Quanto agli insegnanti di sostegno il bilancio non è molto più confortante, anzi: «Usano il posto come un canale privilegiato per entrare più rapidamente in ruolo», dice Gavosto. E la preparazione non può essere quindi di grande qualità. «C’è una cronica carenza di insegnanti di sostegno specializzati», si legge nel rapporto. «Il 43% degli allievi con disabilità nella primaria e secondaria di primo grado – spiega Gavosto – cambia insegnante di sostegno una o più volte all’anno». E «il sostegno è svolto spesso da personale inesperto e impreparato», conclude il rapporto.

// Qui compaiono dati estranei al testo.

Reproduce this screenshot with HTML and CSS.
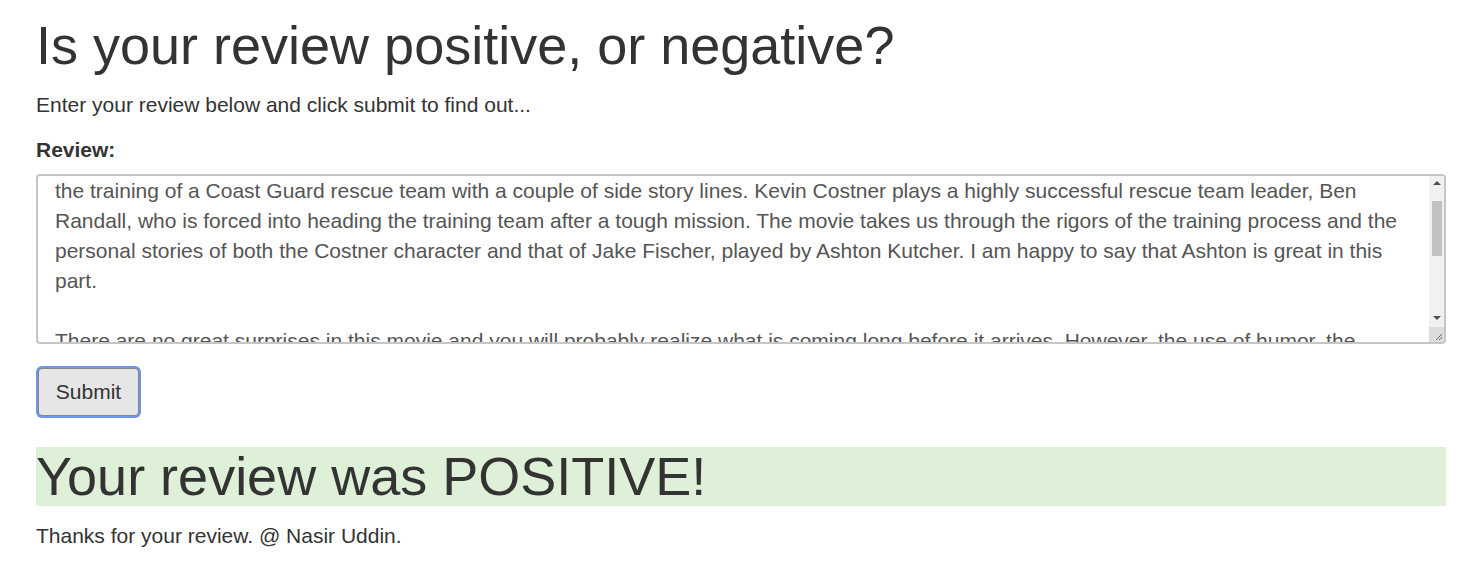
FILE: index.html
```html
<!DOCTYPE html>
<html lang="en">
<head>
<meta charset="utf-8">
<title>Sentiment Analysis</title>
<link rel="stylesheet" href="styles.css">
</head>
<body>
<div class="container">
  <h1 class="title">Is your review positive, or negative?</h1>
  <p class="lead-text">Enter your review below and click submit to find out...</p>
  <form class="review-form">
    <label class="review-label" for="review">Review:</label>
    <div class="review-wrap">
      <textarea id="review" class="review-box">the training of a Coast Guard rescue team with a couple of side story lines. Kevin Costner plays a highly successful rescue team leader, Ben Randall, who is forced into heading the training team after a tough mission. The movie takes us through the rigors of the training process and the personal stories of both the Costner character and that of Jake Fischer, played by Ashton Kutcher. I am happy to say that Ashton is great in this part.

There are no great surprises in this movie and you will probably realize what is coming long before it arrives. However, the use of humor, the action sequences and the performances of the lead actors make this a very enjoyable film to watch.</textarea>
      <div class="sb" aria-hidden="true">
        <div class="sb-btn sb-up"><span class="tri-up"></span></div>
        <div class="sb-track"><div class="sb-thumb"></div></div>
        <div class="sb-btn sb-down"><span class="tri-down"></span></div>
      </div>
      <div class="sb-corner" aria-hidden="true">
        <svg width="15" height="15" viewBox="0 0 15 15"><path d="M13 7 L7 13 M13 10 L10 13" stroke="#6b6b6b" stroke-width="1" fill="none"/></svg>
      </div>
    </div>
    <div class="actions">
      <button type="button" class="btn-submit">Submit</button>
    </div>
  </form>
  <h1 class="result">Your review was POSITIVE!</h1>
  <p class="thanks">Thanks for your review. @ Nasir Uddin.</p>
</div>
</body>
</html>
```

FILE: styles.css
```css
html, body {
  margin: 0;
  padding: 0;
  background: #fff;
}
body {
  font-family: "Liberation Sans", Arial, sans-serif;
  color: #333;
  font-size: 21px;
  line-height: 1.5;
}
.container {
  padding: 0 33px 0 36px;
}
.title {
  font-size: 54px;
  font-weight: 400;
  line-height: 1.1;
  margin: 16px 0 0;
}
.lead-text {
  margin: 14px 0 0;
}
.review-form {
  margin-top: 13.5px;
  display: flex;
  flex-direction: column;
}
.review-label {
  font-weight: 700;
  margin-bottom: 8px;
}
.review-wrap {
  position: relative;
  height: 170px;
}
.review-box {
  box-sizing: border-box;
  display: block;
  width: 100%;
  height: 170px;
  border: 2px solid #c6c6c6;
  border-radius: 4px;
  padding: 0 32px 0 17px;
  font-family: "Liberation Sans", Arial, sans-serif;
  font-size: 21px;
  line-height: 30px;
  color: #555;
  resize: none;
  overflow: hidden;
  margin: 0;
  background: #fff;
}
.sb {
  position: absolute;
  top: 2px;
  right: 2px;
  bottom: 17px;
  width: 15px;
  background: #f1f1f1;
  display: flex;
  flex-direction: column;
}
.sb-btn {
  height: 15px;
  display: flex;
  align-items: center;
  justify-content: center;
  flex: none;
}
.sb-down {
  height: 13px;
  margin-bottom: 2px;
}
.tri-up {
  width: 0;
  height: 0;
  border-left: 4px solid transparent;
  border-right: 4px solid transparent;
  border-bottom: 4px solid #505050;
}
.tri-down {
  width: 0;
  height: 0;
  border-left: 4px solid transparent;
  border-right: 4px solid transparent;
  border-top: 4px solid #505050;
}
.sb-track {
  flex: 1;
  padding: 10px 2px 0 3px;
}
.sb-thumb {
  height: 55px;
  background: #c1c1c1;
}
.sb-corner {
  position: absolute;
  right: 2px;
  bottom: 2px;
  width: 15px;
  height: 15px;
  background: #dcdcdc;
}
.sb-corner svg {
  display: block;
}
.actions {
  margin-top: 22px;
}
.btn-submit {
  box-sizing: border-box;
  width: 101px;
  height: 48px;
  margin: 2px;
  font-family: "Liberation Sans", Arial, sans-serif;
  font-size: 21px;
  color: #333;
  background: #e6e6e6;
  border: 1px solid #858585;
  border-radius: 4px;
  outline: none;
  box-shadow: 0 0 0 2px #7094e6;
  padding: 0;
  cursor: pointer;
}
.result {
  font-size: 54px;
  font-weight: 400;
  line-height: 1.1;
  background: #dff0d8;
  margin: 29px 0 0;
}
.thanks {
  margin: 13.3px 0 0;
}
```
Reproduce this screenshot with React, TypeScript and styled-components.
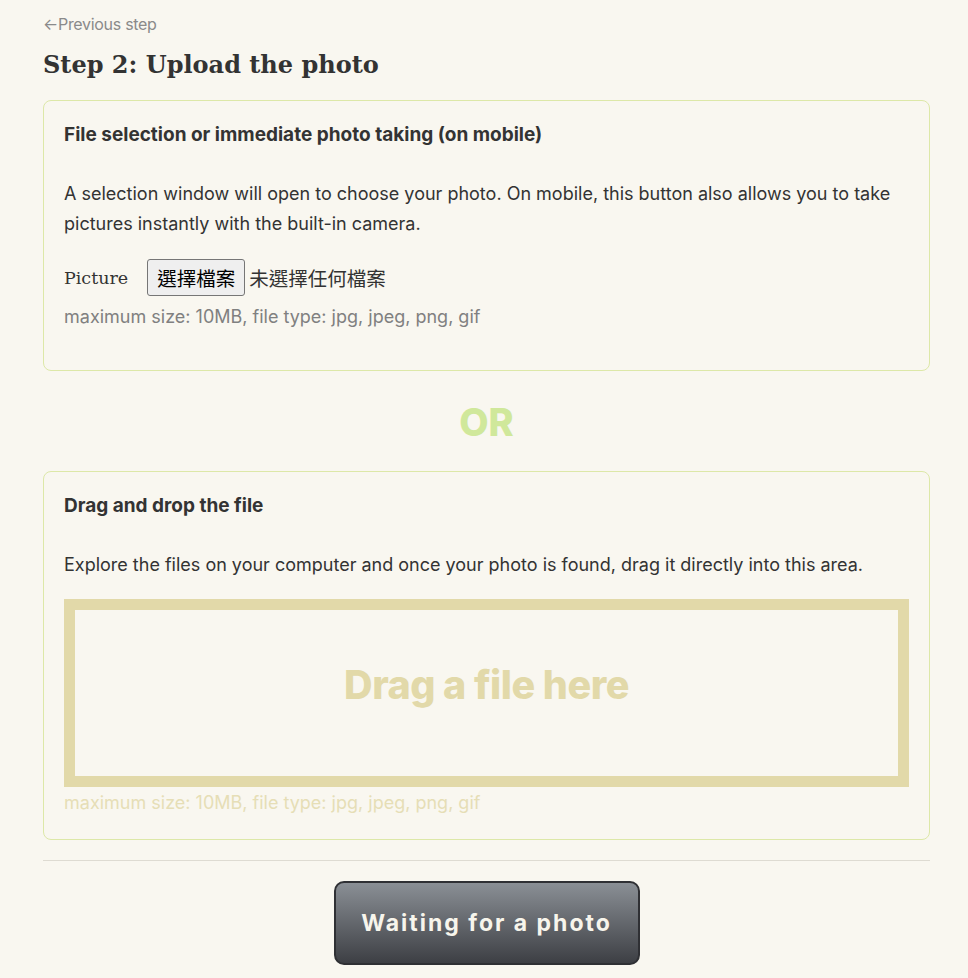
import React from 'react';
import styled, { createGlobalStyle } from 'styled-components';

const GlobalStyle = createGlobalStyle`
  html, body {
    margin: 0;
    background: #f9f7f0;
  }
  body {
    font-family: Inter, "Noto Sans CJK TC", sans-serif;
    color: #333;
  }
`;

const Page = styled.div`
  width: 887px;
  margin-left: 43px;
  padding-top: 14px;
`;

const BackLink = styled.a`
  display: inline-block;
  font-size: 16px;
  color: #8a8a8a;
  text-decoration: none;
  letter-spacing: -0.3px;
`;

const Title = styled.h1`
  font-family: "DejaVu Serif", Georgia, serif;
  font-size: 24px;
  line-height: 29px;
  font-weight: 700;
  color: #333;
  margin: 16px 0 21px;
`;

const Card = styled.section<{ $bottom: number }>`
  border: 1px solid #dde8a8;
  border-radius: 8px;
  padding: 20px 20px ${(p) => p.$bottom}px;
`;

const CardTitle = styled.h2`
  font-size: 19px;
  font-weight: 700;
  margin: 2px 0 33px;
  color: #333;
`;

const Text = styled.p`
  font-size: 18px;
  line-height: 30px;
  margin: 0 0 20px;
  color: #333;
`;

const FileRow = styled.div`
  display: flex;
  align-items: center;
`;

const Label = styled.label`
  font-family: "DejaVu Serif", Georgia, serif;
  font-size: 17.5px;
  color: #333;
  margin-right: 19px;
`;

const FileButton = styled.button`
  font-family: "Noto Sans CJK TC", sans-serif;
  font-size: 19.5px;
  height: 37px;
  padding: 0 9px;
  background: #efefef;
  border: 1px solid #767676;
  border-radius: 3px;
  color: #000;
  margin-right: 4px;
`;

const NoFile = styled.span`
  font-family: "Noto Sans CJK TC", sans-serif;
  font-size: 19.5px;
  color: #333;
`;

const Hint = styled.div<{ $muted?: boolean }>`
  font-size: 18px;
  line-height: 30px;
  color: ${(p) => (p.$muted ? '#e6deb6' : '#808080')};
  margin-top: ${(p) => (p.$muted ? '1px' : '6px')};
  margin-bottom: ${(p) => (p.$muted ? '0' : '15px')};
`;

const Or = styled.div`
  text-align: center;
  font-size: 38px;
  font-weight: 800;
  color: #d0e89b;
  padding: 28px 0 26px;
`;

const DropZone = styled.div`
  border: 11px solid #e2d9a9;
  height: 166px;
  display: flex;
  align-items: center;
  justify-content: center;
  font-size: 39.5px;
  font-weight: 800;
  color: #e2d9a9;
  letter-spacing: -0.5px;
  margin-top: -1px;
`;

const DropLabel = styled.span`
  margin-bottom: 17px;
`;

const Divider = styled.hr`
  border: none;
  border-top: 1px solid #dedbd2;
  margin: 20px 0 20px;
`;

const Footer = styled.div`
  display: flex;
  justify-content: center;
`;

const SubmitButton = styled.button`
  width: 306px;
  height: 84px;
  border: 2px solid #2f3034;
  border-radius: 10px;
  background: linear-gradient(#8a8f95, #3d3f44);
  color: #f7f5ec;
  font-family: Inter, sans-serif;
  font-size: 23px;
  font-weight: 700;
  letter-spacing: 2px;
`;

export default function App() {
  return (
    <>
      <GlobalStyle />
      <Page>
        <BackLink href="#">←Previous step</BackLink>
        <Title>Step 2: Upload the photo</Title>

        <Card $bottom={23}>
          <CardTitle>File selection or immediate photo taking (on mobile)</CardTitle>
          <Text>
            A selection window will open to choose your photo. On mobile, this button also allows you to take
            pictures instantly with the built-in camera.
          </Text>
          <FileRow>
            <Label>Picture</Label>
            <FileButton>選擇檔案</FileButton>
            <NoFile>未選擇任何檔案</NoFile>
          </FileRow>
          <Hint>maximum size: 10MB, file type: jpg, jpeg, png, gif</Hint>
        </Card>

        <Or>OR</Or>

        <Card $bottom={21}>
          <CardTitle>Drag and drop the file</CardTitle>
          <Text>
            Explore the files on your computer and once your photo is found, drag it directly into this area.
          </Text>
          <DropZone>
            <DropLabel>Drag a file here</DropLabel>
          </DropZone>
          <Hint $muted>maximum size: 10MB, file type: jpg, jpeg, png, gif</Hint>
        </Card>

        <Divider />
        <Footer>
          <SubmitButton>Waiting for a photo</SubmitButton>
        </Footer>
      </Page>
    </>
  );
}
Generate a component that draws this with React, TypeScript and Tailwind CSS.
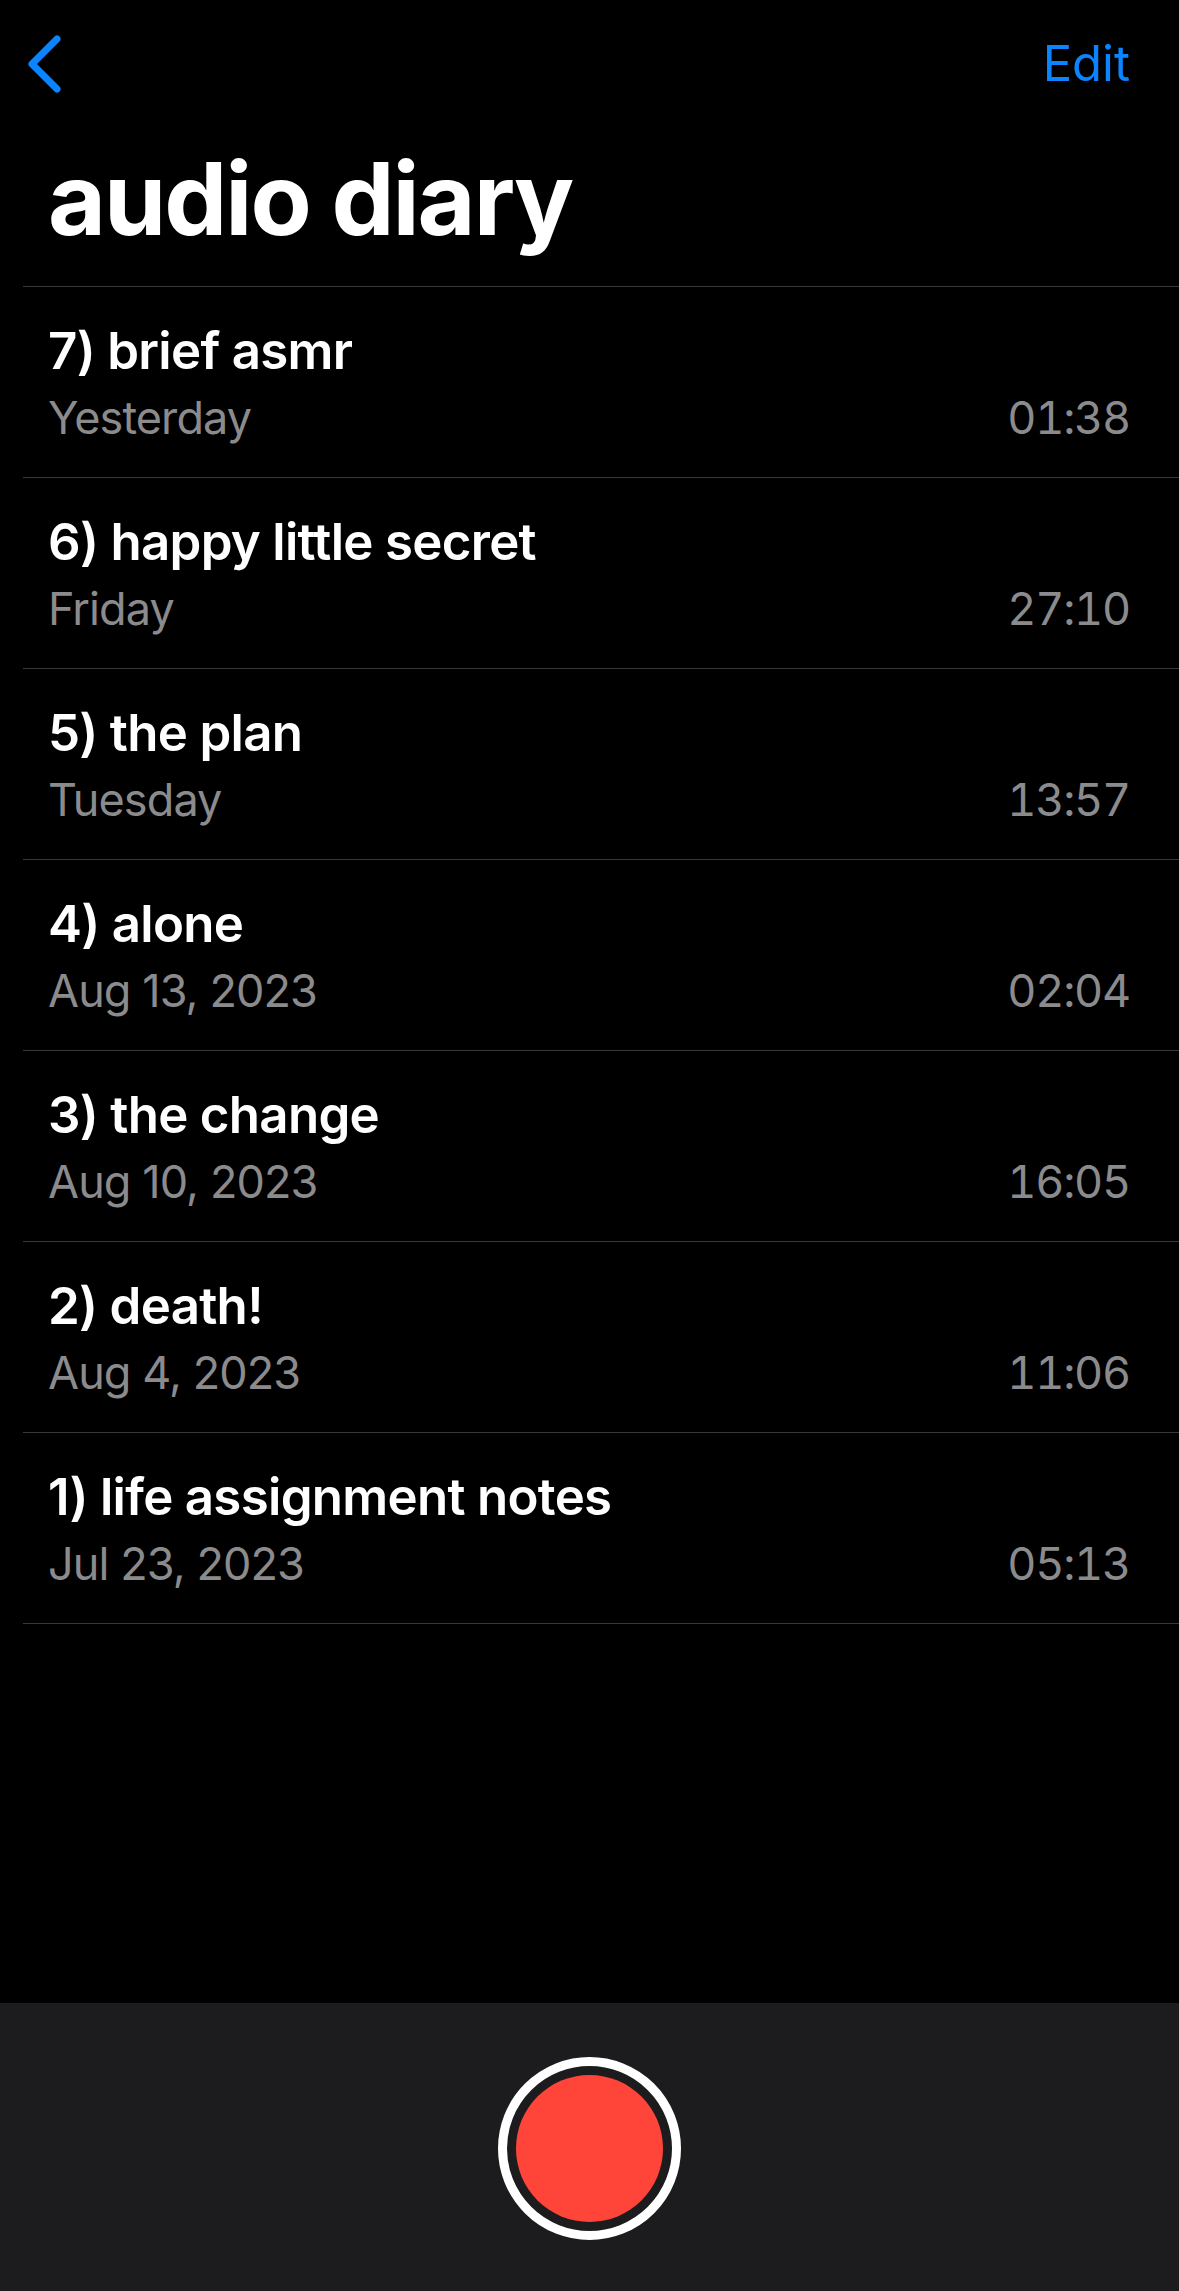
const rows = [
  { title: "7) brief asmr", date: "Yesterday", time: "01:38" },
  { title: "6) happy little secret", date: "Friday", time: "27:10" },
  { title: "5) the plan", date: "Tuesday", time: "13:57" },
  { title: "4) alone", date: "Aug 13, 2023", time: "02:04" },
  { title: "3) the change", date: "Aug 10, 2023", time: "16:05" },
  { title: "2) death!", date: "Aug 4, 2023", time: "11:06" },
  { title: "1) life assignment notes", date: "Jul 23, 2023", time: "05:13" },
];

export default function App() {
  return (
    <div className="flex h-[2291px] w-[1179px] flex-col overflow-hidden bg-black font-['Inter',sans-serif] text-white">
      <header className="h-[286px] shrink-0">
        <div className="flex h-[139px] items-start justify-between pl-[27px] pr-[49px] pt-[34px]">
          <svg width="36" height="60" viewBox="0 0 36 60" fill="none" className="block">
            <path d="M30 5 L5 30 L30 55" stroke="#0a84ff" strokeWidth="7" strokeLinecap="round" strokeLinejoin="round" />
          </svg>
          <span className="text-[49px] leading-[60px] text-[#0a84ff]">Edit</span>
        </div>
        <h1 className="pl-[48px] text-[100px] font-bold leading-[120px] tracking-[-2px]">audio diary</h1>
      </header>
      <ul className="ml-[23px] shrink-0 border-t border-t-[#38383a]">
        {rows.map((r) => (
          <li key={r.title} className="flex h-[191px] flex-col border-b border-b-[#38383a] pl-[25px] pr-[49px] pt-[34px]">
            <div className="text-[51px] font-semibold leading-[60px] tracking-[-0.7px]">{r.title}</div>
            <div className="mt-[7px] flex items-baseline justify-between text-[45px] leading-[60px] text-[#8b8b8d]">
              <span className="tracking-[-0.9px]">{r.date}</span>
              <span className="tracking-[-1.2px] [font-variant-numeric:tabular-nums]">{r.time}</span>
            </div>
          </li>
        ))}
      </ul>
      <div className="flex-1" />
      <footer className="flex h-[288px] shrink-0 justify-center bg-[#1c1c1e] pt-[54px]">
        <div className="flex h-[183px] w-[183px] items-center justify-center rounded-full border-[9px] border-white">
          <div className="h-[147px] w-[147px] rounded-full bg-[#ff453a]" />
        </div>
      </footer>
    </div>
  );
}
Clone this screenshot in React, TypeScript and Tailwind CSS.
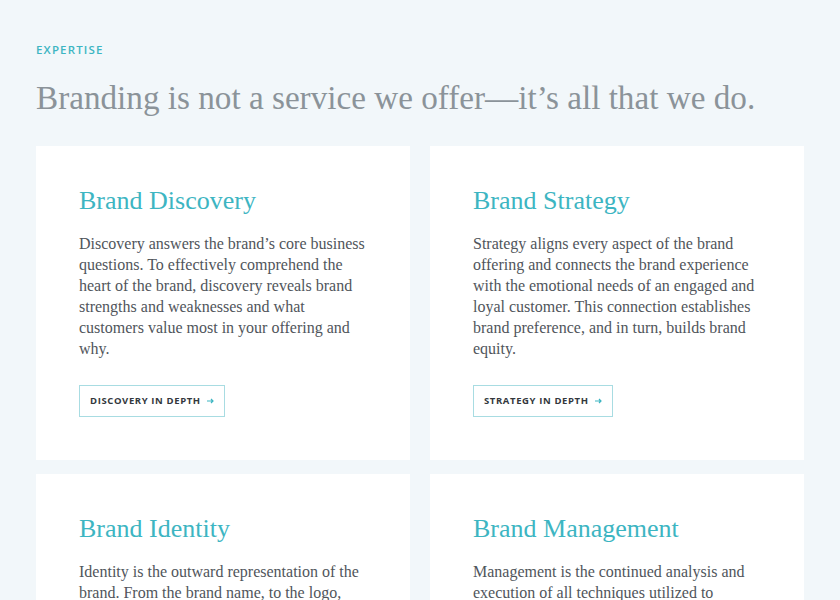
import React from 'react';

const services = [
  {
    title: 'Brand Discovery',
    body: 'Discovery answers the brand’s core business questions. To effectively comprehend the heart of the brand, discovery reveals brand strengths and weaknesses and what customers value most in your offering and why.',
    cta: 'Discovery in depth',
  },
  {
    title: 'Brand Strategy',
    body: 'Strategy aligns every aspect of the brand offering and connects the brand experience with the emotional needs of an engaged and loyal customer. This connection establishes brand preference, and in turn, builds brand equity.',
    cta: 'Strategy in depth',
  },
  {
    title: 'Brand Identity',
    body: 'Identity is the outward representation of the brand. From the brand name, to the logo, typography, color and voice, identity is how customers recognize and remember you.',
    cta: 'Identity in depth',
  },
  {
    title: 'Brand Management',
    body: 'Management is the continued analysis and execution of all techniques utilized to increase the perceived value of the brand over time and keep it consistent.',
    cta: 'Management in depth',
  },
];

const Arrow = () => (
  <svg width="7" height="6" viewBox="0 0 7 6" fill="none" className="text-[#3db5c2]">
    <path d="M0 3h6M4 1l2 2-2 2" stroke="currentColor" strokeWidth="1.2" />
  </svg>
);

const ServiceCard = ({ title, body, cta }: { title: string; body: string; cta: string }) => (
  <div className="bg-white px-[43px] pt-[39px] pb-[43px]">
    <h3 className="text-[26px] leading-[32px] text-[#3db5c2] font-['Liberation_Serif',serif]">
      {title}
    </h3>
    <p className="mt-[16px] text-[16px] leading-[21px] text-[#50555b] font-['Liberation_Serif',serif]">
      {body}
    </p>
    <a
      href="#"
      className="mt-[26px] inline-flex items-center gap-[6px] h-[32px] px-[10px] border border-[#a8dce2] text-[9.5px] font-bold uppercase tracking-[0.065em] text-[#33383d] font-['Open_Sans',sans-serif]"
    >
      {cta}
      <Arrow />
    </a>
  </div>
);

export default function App() {
  return (
    <section className="min-h-[600px] bg-[#f2f7fa] px-[36px] pt-[41px] pb-10">
      <span className="block text-[11.5px] font-semibold uppercase tracking-[0.1em] text-[#3db5c2] font-['Open_Sans',sans-serif]">
        Expertise
      </span>
      <h2 className="mt-[20px] text-[33.2px] leading-[40px] text-[#8b9399] font-['Liberation_Serif',serif]">
        Branding is not a service we offer—it’s all that we do.
      </h2>
      <div className="mt-[28px] grid grid-cols-2 gap-x-[20px] gap-y-[14px]">
        {services.map((s) => (
          <ServiceCard key={s.title} {...s} />
        ))}
      </div>
    </section>
  );
}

La conseguenza è che gli alunni finiscono per avere una formazione del tutto inadeguata: «l’Italia è il Paese dove i disabili hanno maggiori difficoltà a trovare lavoro, nonostante gli obblighi previsti per legge», afferma Gavosto.

La soluzione proposta è la creazione dei Cri a livello provinciale o subprovinciale. Saranno loro, i Centri Risorse per l’Integrazione, a esaminare i progetti presentati dalle scuole, ad assegnare tutte le risorse destinate alle scuole per l’integrazione e a svolgere un servizio di sportello unico assistendo le famiglie nei vari momenti di vita e integrazione. «Potrebbero diventare centri destinati a risolvere tutte le difficoltà sociali dei bambini con disabilità, anche al di fuori del tempo scolastico», afferma Vittorio Nozza, direttore della Caritas italiana. Gradualmente poi gli insegnanti di sostegno dovranno passare all’organico normale delle scuole ed essere assegnati da parte dei Cri in base ai bisogni delle scuole stesse. Alla fine rimarrebbe un congruo numero di insegnanti e personale ad alta specializzazione, di numero decisamente inferiore a quello attuale, stabili nel loro ruolo, a tempo pieno, senza insegnare ma operando nei Cri per svolgere consulenza tecnica e formazione per le scuole.

L’idea non è peregrina e la fonte è autorevole e preparata in materia, ha tutte le carte in regola quindi per essere bocciata. Sacrificata sull’altare degli interessi di parte e affossata dalla demagogia di” non si toccano i disabili”.